I dropped out of the evangelical/fundamentalist subculture soon after that Today appearance (years later I was back on Today in my secular writer incarnation, being interviewed about a book of mine on the military/civilian divide, but I decided not to mention that I'd been on the show about thirty years before in what seemed like either another lifetime or an out-of-body experience.)
Others carried on where I left off. The whole Republican mid term election victory was predicated on cashing in on years of Evangelical effort to sell the Right an image of being righteous outsiders.
A host of evangelical/fundamentalist Cassandras tour college campuses reinforcing their followers' perennial chip-on-the-shoulder attitude by telling fearful evangelical/fundamentalist students to hold fast against the secular onslaught.
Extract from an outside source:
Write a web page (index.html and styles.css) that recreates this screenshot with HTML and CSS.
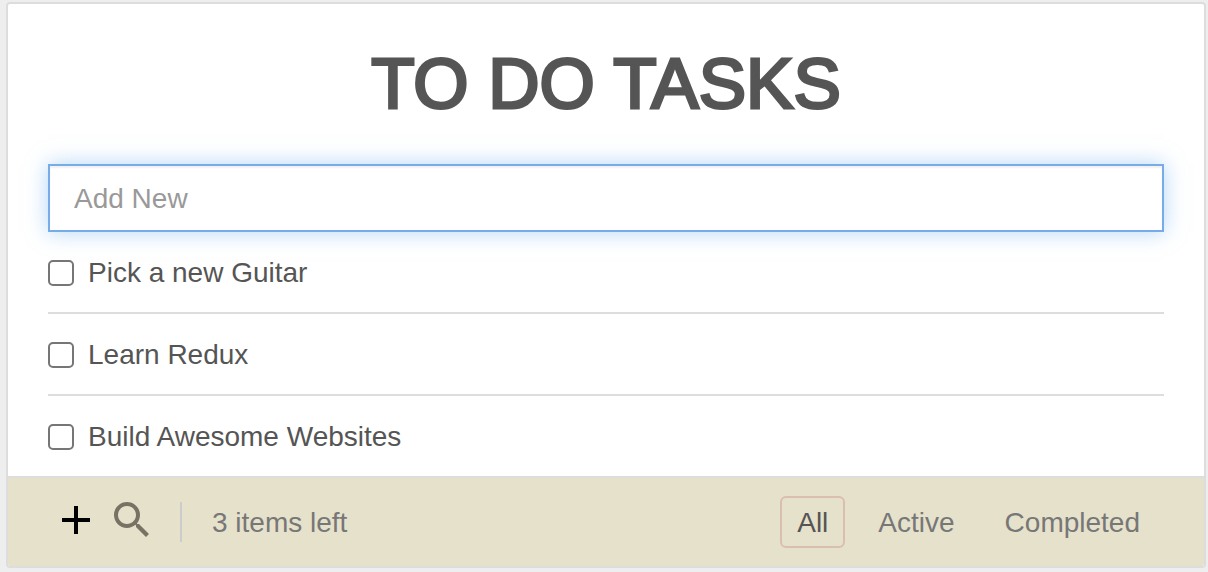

They tell their student listeners (and those students' even more worried parents) to not let "those people" -- professors, members of the Democratic Party, moderates, progressives, and such ordinary American men and women as Jews, gays, and members of the educated "elite" -- strip them of their faith. Hundreds of books by many evangelical/fundamentalist authors could be consolidated into one called How to Get Through College with Your Fundamentalist Faith Intact So You Won't Wind Up Becoming One of Them.
What just happened in this election is that the culturally left-behind hit back.
They won but will still claim they are victims of the "liberal elite." Actually they are victims of bad theology that has tutored them for generations to accept myth for fact.
It's no wonder that these folks believe lies more easily than truth. Sure the bad economy played a part in the mid-term results, but so did bad theology that has made a virtue out of being misinformed.